DATASET EXCERPTS:
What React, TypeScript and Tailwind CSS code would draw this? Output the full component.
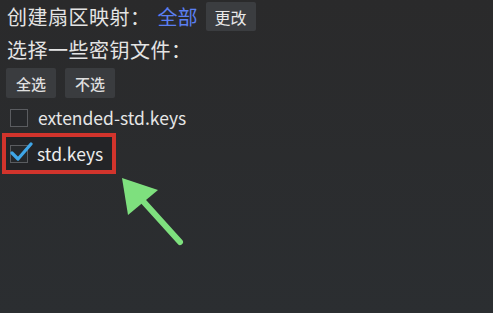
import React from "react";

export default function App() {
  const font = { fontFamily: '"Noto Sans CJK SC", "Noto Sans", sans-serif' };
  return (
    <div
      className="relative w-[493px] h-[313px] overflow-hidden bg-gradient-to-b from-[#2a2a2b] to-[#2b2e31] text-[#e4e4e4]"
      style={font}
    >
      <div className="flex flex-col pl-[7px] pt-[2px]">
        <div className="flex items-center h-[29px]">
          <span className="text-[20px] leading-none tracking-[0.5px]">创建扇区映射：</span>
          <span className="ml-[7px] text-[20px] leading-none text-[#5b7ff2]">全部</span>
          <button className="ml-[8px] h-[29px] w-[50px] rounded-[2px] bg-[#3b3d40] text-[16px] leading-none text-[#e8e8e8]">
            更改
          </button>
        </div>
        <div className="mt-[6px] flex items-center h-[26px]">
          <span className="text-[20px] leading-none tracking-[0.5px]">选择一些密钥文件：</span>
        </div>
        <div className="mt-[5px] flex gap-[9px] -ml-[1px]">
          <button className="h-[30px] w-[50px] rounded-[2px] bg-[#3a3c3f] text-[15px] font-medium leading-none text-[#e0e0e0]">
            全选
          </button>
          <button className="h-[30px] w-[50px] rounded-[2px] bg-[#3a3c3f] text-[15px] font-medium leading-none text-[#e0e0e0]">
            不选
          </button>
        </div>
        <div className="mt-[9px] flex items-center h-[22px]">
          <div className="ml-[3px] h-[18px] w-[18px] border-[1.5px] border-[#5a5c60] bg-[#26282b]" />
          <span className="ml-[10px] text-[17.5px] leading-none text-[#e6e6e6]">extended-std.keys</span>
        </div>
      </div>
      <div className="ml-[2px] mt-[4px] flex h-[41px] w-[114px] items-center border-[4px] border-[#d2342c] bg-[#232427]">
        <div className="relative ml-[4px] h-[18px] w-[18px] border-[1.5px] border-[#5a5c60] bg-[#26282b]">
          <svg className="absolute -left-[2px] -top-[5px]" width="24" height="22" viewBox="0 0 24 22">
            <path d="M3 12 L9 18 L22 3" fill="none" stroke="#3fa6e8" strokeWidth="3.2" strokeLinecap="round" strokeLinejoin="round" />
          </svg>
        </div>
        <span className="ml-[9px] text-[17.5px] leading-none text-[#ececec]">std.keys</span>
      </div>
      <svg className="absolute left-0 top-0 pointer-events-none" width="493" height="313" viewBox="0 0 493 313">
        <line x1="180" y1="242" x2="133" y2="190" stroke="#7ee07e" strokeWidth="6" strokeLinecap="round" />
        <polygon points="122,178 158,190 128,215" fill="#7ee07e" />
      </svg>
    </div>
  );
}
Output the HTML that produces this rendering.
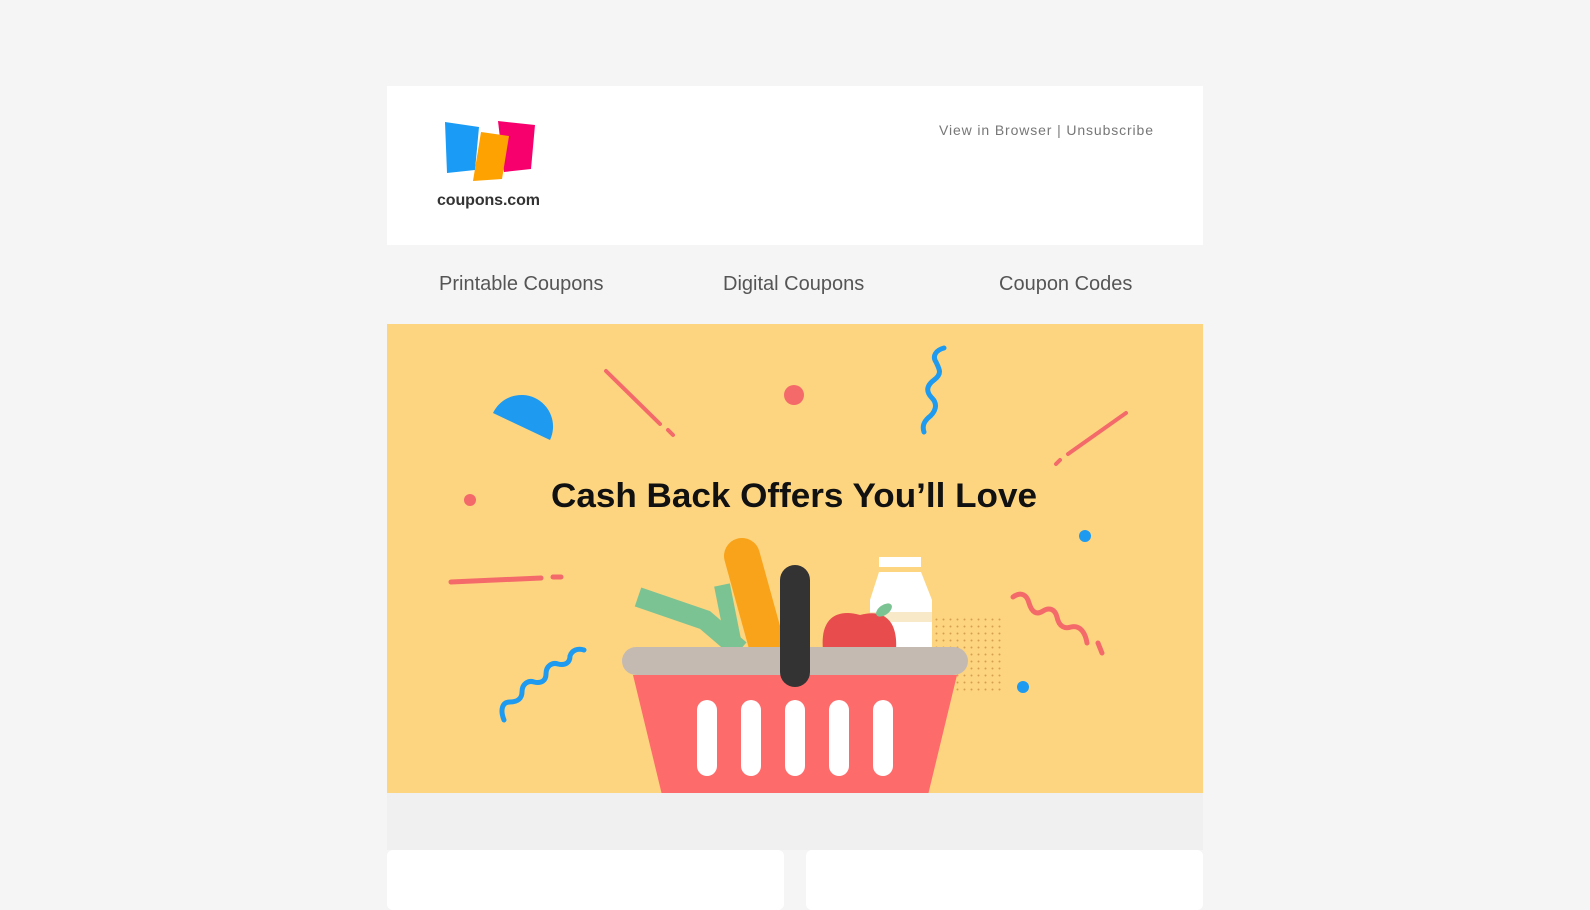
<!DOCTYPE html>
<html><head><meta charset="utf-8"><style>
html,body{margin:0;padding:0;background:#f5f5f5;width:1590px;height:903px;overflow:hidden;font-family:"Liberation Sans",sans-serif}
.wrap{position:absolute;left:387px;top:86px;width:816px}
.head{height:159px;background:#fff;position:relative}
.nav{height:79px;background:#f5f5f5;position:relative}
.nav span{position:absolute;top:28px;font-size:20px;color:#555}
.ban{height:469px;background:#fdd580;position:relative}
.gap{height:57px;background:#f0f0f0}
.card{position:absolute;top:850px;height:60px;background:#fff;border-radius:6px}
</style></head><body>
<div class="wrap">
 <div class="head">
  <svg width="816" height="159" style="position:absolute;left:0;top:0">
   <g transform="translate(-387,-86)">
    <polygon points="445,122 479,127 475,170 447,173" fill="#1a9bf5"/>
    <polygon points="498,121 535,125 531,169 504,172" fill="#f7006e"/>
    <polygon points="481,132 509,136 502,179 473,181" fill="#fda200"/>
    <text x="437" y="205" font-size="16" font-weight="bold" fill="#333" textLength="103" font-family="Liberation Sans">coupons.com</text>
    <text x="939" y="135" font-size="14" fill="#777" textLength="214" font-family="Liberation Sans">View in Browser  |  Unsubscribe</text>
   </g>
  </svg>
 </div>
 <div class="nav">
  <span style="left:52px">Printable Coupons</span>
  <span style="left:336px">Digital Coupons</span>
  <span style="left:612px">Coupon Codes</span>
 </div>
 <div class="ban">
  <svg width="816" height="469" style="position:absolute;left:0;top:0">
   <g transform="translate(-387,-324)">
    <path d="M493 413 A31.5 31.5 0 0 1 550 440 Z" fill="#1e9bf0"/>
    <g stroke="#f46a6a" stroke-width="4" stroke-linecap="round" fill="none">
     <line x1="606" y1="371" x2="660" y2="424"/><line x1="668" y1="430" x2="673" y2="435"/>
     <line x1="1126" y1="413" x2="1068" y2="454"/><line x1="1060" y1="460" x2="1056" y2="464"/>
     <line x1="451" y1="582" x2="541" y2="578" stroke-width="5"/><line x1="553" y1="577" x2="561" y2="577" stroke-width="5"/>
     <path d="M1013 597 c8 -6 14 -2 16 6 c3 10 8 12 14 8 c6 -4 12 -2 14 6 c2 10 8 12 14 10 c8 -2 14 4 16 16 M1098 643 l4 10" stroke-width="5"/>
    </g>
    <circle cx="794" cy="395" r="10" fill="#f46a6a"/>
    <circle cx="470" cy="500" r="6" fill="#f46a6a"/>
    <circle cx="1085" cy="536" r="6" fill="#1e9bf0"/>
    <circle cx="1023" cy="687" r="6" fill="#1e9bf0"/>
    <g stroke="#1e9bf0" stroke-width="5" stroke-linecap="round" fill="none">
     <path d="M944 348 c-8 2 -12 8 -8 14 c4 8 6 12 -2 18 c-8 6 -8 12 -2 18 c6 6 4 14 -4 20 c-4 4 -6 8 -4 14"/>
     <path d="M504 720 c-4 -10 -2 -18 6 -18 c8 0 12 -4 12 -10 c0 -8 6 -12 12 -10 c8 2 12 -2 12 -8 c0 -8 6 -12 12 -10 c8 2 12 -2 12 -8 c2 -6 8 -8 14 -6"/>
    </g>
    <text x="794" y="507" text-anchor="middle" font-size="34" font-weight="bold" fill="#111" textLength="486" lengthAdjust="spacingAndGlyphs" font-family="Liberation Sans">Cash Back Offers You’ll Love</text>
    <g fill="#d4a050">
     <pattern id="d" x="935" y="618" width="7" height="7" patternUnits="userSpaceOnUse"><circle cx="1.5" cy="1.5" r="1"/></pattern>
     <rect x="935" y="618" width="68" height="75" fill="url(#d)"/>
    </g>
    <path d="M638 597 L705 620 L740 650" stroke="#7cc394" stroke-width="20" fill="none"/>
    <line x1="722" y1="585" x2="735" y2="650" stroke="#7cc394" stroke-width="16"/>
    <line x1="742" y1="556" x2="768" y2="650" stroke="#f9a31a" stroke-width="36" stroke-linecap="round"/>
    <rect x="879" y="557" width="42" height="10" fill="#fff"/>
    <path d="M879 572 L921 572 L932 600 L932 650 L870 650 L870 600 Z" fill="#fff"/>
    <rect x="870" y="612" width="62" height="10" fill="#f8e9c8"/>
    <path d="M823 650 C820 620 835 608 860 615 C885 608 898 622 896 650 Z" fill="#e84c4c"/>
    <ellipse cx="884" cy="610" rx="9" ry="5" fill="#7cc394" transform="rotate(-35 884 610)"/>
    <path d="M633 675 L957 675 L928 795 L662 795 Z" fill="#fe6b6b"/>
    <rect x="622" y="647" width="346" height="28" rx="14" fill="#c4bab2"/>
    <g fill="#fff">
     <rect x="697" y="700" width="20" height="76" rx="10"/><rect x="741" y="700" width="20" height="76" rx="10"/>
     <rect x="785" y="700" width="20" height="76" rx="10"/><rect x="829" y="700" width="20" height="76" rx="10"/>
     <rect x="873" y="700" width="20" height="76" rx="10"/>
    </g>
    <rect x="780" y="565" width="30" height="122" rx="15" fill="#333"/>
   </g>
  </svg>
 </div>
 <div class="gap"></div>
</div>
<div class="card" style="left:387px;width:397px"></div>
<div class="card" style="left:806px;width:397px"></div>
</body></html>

TO BE DONE:
Begin with the first line of the entries above and write out each line exactly, ending with the line containing "import React from". Leave out pictures.

RESPONSE FOR THIS EXERCISE:
What React, TypeScript and Tailwind CSS code would draw this? Output the full component.
import React from "react";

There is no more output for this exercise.